WRITTEN PROBLEM
Output the data below in full, byte for byte. Nothing may differ.

┌──

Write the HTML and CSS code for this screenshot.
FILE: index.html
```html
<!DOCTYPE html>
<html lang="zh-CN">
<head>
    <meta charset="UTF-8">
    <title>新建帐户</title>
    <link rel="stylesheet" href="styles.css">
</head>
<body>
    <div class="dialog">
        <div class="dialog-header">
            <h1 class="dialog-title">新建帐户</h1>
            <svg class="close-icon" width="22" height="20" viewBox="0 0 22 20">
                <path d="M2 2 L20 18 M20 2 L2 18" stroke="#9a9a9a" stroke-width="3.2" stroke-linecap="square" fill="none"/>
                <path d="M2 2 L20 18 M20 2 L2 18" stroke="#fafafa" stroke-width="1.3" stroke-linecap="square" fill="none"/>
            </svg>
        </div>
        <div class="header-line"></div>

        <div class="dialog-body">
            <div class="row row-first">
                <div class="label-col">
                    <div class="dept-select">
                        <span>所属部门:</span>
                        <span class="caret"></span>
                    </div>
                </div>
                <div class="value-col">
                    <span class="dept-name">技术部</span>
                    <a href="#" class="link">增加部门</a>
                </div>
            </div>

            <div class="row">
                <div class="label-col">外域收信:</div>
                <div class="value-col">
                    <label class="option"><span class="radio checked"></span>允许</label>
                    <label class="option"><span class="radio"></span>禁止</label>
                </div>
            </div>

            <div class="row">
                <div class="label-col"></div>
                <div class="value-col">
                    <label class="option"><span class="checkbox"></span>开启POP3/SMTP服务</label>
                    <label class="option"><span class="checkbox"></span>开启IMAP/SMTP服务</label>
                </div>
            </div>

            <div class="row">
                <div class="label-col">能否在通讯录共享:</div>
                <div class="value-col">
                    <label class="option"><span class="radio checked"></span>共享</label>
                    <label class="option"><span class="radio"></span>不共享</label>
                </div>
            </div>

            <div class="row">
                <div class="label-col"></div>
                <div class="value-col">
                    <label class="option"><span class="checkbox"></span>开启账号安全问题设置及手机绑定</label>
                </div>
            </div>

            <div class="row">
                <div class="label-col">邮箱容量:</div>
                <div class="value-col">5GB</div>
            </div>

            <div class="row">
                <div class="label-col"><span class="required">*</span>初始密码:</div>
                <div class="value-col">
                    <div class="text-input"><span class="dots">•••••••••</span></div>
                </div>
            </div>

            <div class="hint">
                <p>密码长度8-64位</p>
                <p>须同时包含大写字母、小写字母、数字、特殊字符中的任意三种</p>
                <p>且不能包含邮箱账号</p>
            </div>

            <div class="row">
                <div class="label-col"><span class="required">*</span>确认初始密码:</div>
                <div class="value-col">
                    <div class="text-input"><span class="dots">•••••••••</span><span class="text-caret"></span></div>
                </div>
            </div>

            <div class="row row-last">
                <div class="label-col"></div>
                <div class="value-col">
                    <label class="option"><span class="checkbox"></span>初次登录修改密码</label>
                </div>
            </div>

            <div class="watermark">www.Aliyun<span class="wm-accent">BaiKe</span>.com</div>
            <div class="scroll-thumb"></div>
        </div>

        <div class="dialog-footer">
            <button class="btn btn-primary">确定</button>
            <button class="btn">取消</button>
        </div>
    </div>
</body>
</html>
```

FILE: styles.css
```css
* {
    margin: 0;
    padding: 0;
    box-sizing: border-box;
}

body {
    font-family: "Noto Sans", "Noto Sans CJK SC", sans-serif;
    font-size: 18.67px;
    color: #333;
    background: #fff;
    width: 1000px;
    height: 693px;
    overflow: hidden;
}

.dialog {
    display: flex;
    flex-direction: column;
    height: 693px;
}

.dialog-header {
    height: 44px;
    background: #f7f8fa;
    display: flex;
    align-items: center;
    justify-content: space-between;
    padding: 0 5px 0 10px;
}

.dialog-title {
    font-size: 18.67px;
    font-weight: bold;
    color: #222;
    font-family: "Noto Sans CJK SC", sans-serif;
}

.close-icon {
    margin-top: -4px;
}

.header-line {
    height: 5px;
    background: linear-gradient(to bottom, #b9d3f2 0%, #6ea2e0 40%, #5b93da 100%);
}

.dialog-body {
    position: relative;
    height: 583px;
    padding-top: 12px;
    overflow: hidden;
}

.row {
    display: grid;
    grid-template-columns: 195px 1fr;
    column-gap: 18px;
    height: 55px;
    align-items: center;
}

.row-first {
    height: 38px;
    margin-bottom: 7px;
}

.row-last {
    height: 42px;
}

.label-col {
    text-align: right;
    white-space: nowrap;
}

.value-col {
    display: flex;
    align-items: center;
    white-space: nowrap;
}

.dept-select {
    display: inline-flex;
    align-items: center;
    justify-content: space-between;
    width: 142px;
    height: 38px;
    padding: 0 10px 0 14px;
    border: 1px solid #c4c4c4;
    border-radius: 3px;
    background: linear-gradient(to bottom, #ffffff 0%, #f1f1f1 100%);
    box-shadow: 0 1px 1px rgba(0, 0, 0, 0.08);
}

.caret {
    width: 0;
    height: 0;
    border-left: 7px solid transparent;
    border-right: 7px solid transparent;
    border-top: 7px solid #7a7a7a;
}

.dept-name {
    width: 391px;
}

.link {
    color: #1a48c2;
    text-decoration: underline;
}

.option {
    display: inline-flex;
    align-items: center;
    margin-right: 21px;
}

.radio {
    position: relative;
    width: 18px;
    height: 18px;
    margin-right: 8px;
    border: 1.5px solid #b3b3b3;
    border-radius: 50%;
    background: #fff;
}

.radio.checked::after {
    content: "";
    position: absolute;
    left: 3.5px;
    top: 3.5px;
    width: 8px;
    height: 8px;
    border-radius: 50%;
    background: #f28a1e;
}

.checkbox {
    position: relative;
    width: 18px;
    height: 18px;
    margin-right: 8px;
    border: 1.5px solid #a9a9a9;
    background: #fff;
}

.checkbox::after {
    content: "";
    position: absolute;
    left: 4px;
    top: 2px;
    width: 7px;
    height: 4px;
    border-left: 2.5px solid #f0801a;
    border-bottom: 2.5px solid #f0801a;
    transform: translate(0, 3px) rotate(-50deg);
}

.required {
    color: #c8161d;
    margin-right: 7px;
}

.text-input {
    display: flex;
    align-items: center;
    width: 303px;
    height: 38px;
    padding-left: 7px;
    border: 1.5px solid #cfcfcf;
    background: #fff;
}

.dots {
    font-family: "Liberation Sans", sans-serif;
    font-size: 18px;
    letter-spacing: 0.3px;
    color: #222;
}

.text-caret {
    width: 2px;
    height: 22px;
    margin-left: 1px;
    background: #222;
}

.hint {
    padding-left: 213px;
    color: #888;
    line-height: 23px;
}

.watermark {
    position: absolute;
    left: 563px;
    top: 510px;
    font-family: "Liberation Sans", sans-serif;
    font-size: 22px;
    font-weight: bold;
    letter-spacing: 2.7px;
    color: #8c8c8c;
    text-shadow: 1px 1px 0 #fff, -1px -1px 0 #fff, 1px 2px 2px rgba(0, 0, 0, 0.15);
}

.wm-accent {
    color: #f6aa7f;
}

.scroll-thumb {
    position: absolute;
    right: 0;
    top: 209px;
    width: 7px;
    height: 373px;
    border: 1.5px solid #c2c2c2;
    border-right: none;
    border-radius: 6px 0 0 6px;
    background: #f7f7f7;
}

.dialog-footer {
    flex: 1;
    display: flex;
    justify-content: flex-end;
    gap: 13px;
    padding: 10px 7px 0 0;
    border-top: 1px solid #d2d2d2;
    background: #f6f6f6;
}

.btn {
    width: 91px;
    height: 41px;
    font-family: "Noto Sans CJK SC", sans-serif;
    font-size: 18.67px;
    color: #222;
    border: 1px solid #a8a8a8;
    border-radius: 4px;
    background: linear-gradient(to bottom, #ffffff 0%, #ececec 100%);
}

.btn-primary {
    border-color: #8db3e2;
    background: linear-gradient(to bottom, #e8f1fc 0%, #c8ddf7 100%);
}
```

└──

RESULT OF THE EXERCISE
Write the HTML and CSS code for this screenshot.
FILE: index.html
```html
<!DOCTYPE html>
<html lang="zh-CN">
<head>
    <meta charset="UTF-8">
    <title>新建帐户</title>
    <link rel="stylesheet" href="styles.css">
</head>
<body>
    <div class="dialog">
        <div class="dialog-header">
            <h1 class="dialog-title">新建帐户</h1>
            <svg class="close-icon" width="22" height="20" viewBox="0 0 22 20">
                <path d="M2 2 L20 18 M20 2 L2 18" stroke="#9a9a9a" stroke-width="3.2" stroke-linecap="square" fill="none"/>
                <path d="M2 2 L20 18 M20 2 L2 18" stroke="#fafafa" stroke-width="1.3" stroke-linecap="square" fill="none"/>
            </svg>
        </div>
        <div class="header-line"></div>

        <div class="dialog-body">
            <div class="row row-first">
                <div class="label-col">
                    <div class="dept-select">
                        <span>所属部门:</span>
                        <span class="caret"></span>
                    </div>
                </div>
                <div class="value-col">
                    <span class="dept-name">技术部</span>
                    <a href="#" class="link">增加部门</a>
                </div>
            </div>

            <div class="row">
                <div class="label-col">外域收信:</div>
                <div class="value-col">
                    <label class="option"><span class="radio checked"></span>允许</label>
                    <label class="option"><span class="radio"></span>禁止</label>
                </div>
            </div>

            <div class="row">
                <div class="label-col"></div>
                <div class="value-col">
                    <label class="option"><span class="checkbox"></span>开启POP3/SMTP服务</label>
                    <label class="option"><span class="checkbox"></span>开启IMAP/SMTP服务</label>
                </div>
            </div>

            <div class="row">
                <div class="label-col">能否在通讯录共享:</div>
                <div class="value-col">
                    <label class="option"><span class="radio checked"></span>共享</label>
                    <label class="option"><span class="radio"></span>不共享</label>
                </div>
            </div>

            <div class="row">
                <div class="label-col"></div>
                <div class="value-col">
                    <label class="option"><span class="checkbox"></span>开启账号安全问题设置及手机绑定</label>
                </div>
            </div>

            <div class="row">
                <div class="label-col">邮箱容量:</div>
                <div class="value-col">5GB</div>
            </div>

            <div class="row">
                <div class="label-col"><span class="required">*</span>初始密码:</div>
                <div class="value-col">
                    <div class="text-input"><span class="dots">•••••••••</span></div>
                </div>
            </div>

            <div class="hint">
                <p>密码长度8-64位</p>
                <p>须同时包含大写字母、小写字母、数字、特殊字符中的任意三种</p>
                <p>且不能包含邮箱账号</p>
            </div>

            <div class="row">
                <div class="label-col"><span class="required">*</span>确认初始密码:</div>
                <div class="value-col">
                    <div class="text-input"><span class="dots">•••••••••</span><span class="text-caret"></span></div>
                </div>
            </div>

            <div class="row row-last">
                <div class="label-col"></div>
                <div class="value-col">
                    <label class="option"><span class="checkbox"></span>初次登录修改密码</label>
                </div>
            </div>

            <div class="watermark">www.Aliyun<span class="wm-accent">BaiKe</span>.com</div>
            <div class="scroll-thumb"></div>
        </div>

        <div class="dialog-footer">
            <button class="btn btn-primary">确定</button>
            <button class="btn">取消</button>
        </div>
    </div>
</body>
</html>
```

FILE: styles.css
```css
* {
    margin: 0;
    padding: 0;
    box-sizing: border-box;
}

body {
    font-family: "Noto Sans", "Noto Sans CJK SC", sans-serif;
    font-size: 18.67px;
    color: #333;
    background: #fff;
    width: 1000px;
    height: 693px;
    overflow: hidden;
}

.dialog {
    display: flex;
    flex-direction: column;
    height: 693px;
}

.dialog-header {
    height: 44px;
    background: #f7f8fa;
    display: flex;
    align-items: center;
    justify-content: space-between;
    padding: 0 5px 0 10px;
}

.dialog-title {
    font-size: 18.67px;
    font-weight: bold;
    color: #222;
    font-family: "Noto Sans CJK SC", sans-serif;
}

.close-icon {
    margin-top: -4px;
}

.header-line {
    height: 5px;
    background: linear-gradient(to bottom, #b9d3f2 0%, #6ea2e0 40%, #5b93da 100%);
}

.dialog-body {
    position: relative;
    height: 583px;
    padding-top: 12px;
    overflow: hidden;
}

.row {
    display: grid;
    grid-template-columns: 195px 1fr;
    column-gap: 18px;
    height: 55px;
    align-items: center;
}

.row-first {
    height: 38px;
    margin-bottom: 7px;
}

.row-last {
    height: 42px;
}

.label-col {
    text-align: right;
    white-space: nowrap;
}

.value-col {
    display: flex;
    align-items: center;
    white-space: nowrap;
}

.dept-select {
    display: inline-flex;
    align-items: center;
    justify-content: space-between;
    width: 142px;
    height: 38px;
    padding: 0 10px 0 14px;
    border: 1px solid #c4c4c4;
    border-radius: 3px;
    background: linear-gradient(to bottom, #ffffff 0%, #f1f1f1 100%);
    box-shadow: 0 1px 1px rgba(0, 0, 0, 0.08);
}

.caret {
    width: 0;
    height: 0;
    border-left: 7px solid transparent;
    border-right: 7px solid transparent;
    border-top: 7px solid #7a7a7a;
}

.dept-name {
    width: 391px;
}

.link {
    color: #1a48c2;
    text-decoration: underline;
}

.option {
    display: inline-flex;
    align-items: center;
    margin-right: 21px;
}

.radio {
    position: relative;
    width: 18px;
    height: 18px;
    margin-right: 8px;
    border: 1.5px solid #b3b3b3;
    border-radius: 50%;
    background: #fff;
}

.radio.checked::after {
    content: "";
    position: absolute;
    left: 3.5px;
    top: 3.5px;
    width: 8px;
    height: 8px;
    border-radius: 50%;
    background: #f28a1e;
}

.checkbox {
    position: relative;
    width: 18px;
    height: 18px;
    margin-right: 8px;
    border: 1.5px solid #a9a9a9;
    background: #fff;
}

.checkbox::after {
    content: "";
    position: absolute;
    left: 4px;
    top: 2px;
    width: 7px;
    height: 4px;
    border-left: 2.5px solid #f0801a;
    border-bottom: 2.5px solid #f0801a;
    transform: translate(0, 3px) rotate(-50deg);
}

.required {
    color: #c8161d;
    margin-right: 7px;
}

.text-input {
    display: flex;
    align-items: center;
    width: 303px;
    height: 38px;
    padding-left: 7px;
    border: 1.5px solid #cfcfcf;
    background: #fff;
}

.dots {
    font-family: "Liberation Sans", sans-serif;
    font-size: 18px;
    letter-spacing: 0.3px;
    color: #222;
}

.text-caret {
    width: 2px;
    height: 22px;
    margin-left: 1px;
    background: #222;
}

.hint {
    padding-left: 213px;
    color: #888;
    line-height: 23px;
}

.watermark {
    position: absolute;
    left: 563px;
    top: 510px;
    font-family: "Liberation Sans", sans-serif;
    font-size: 22px;
    font-weight: bold;
    letter-spacing: 2.7px;
    color: #8c8c8c;
    text-shadow: 1px 1px 0 #fff, -1px -1px 0 #fff, 1px 2px 2px rgba(0, 0, 0, 0.15);
}

.wm-accent {
    color: #f6aa7f;
}

.scroll-thumb {
    position: absolute;
    right: 0;
    top: 209px;
    width: 7px;
    height: 373px;
    border: 1.5px solid #c2c2c2;
    border-right: none;
    border-radius: 6px 0 0 6px;
    background: #f7f7f7;
}

.dialog-footer {
    flex: 1;
    display: flex;
    justify-content: flex-end;
    gap: 13px;
    padding: 10px 7px 0 0;
    border-top: 1px solid #d2d2d2;
    background: #f6f6f6;
}

.btn {
    width: 91px;
    height: 41px;
    font-family: "Noto Sans CJK SC", sans-serif;
    font-size: 18.67px;
    color: #222;
    border: 1px solid #a8a8a8;
    border-radius: 4px;
    background: linear-gradient(to bottom, #ffffff 0%, #ececec 100%);
}

.btn-primary {
    border-color: #8db3e2;
    background: linear-gradient(to bottom, #e8f1fc 0%, #c8ddf7 100%);
}
```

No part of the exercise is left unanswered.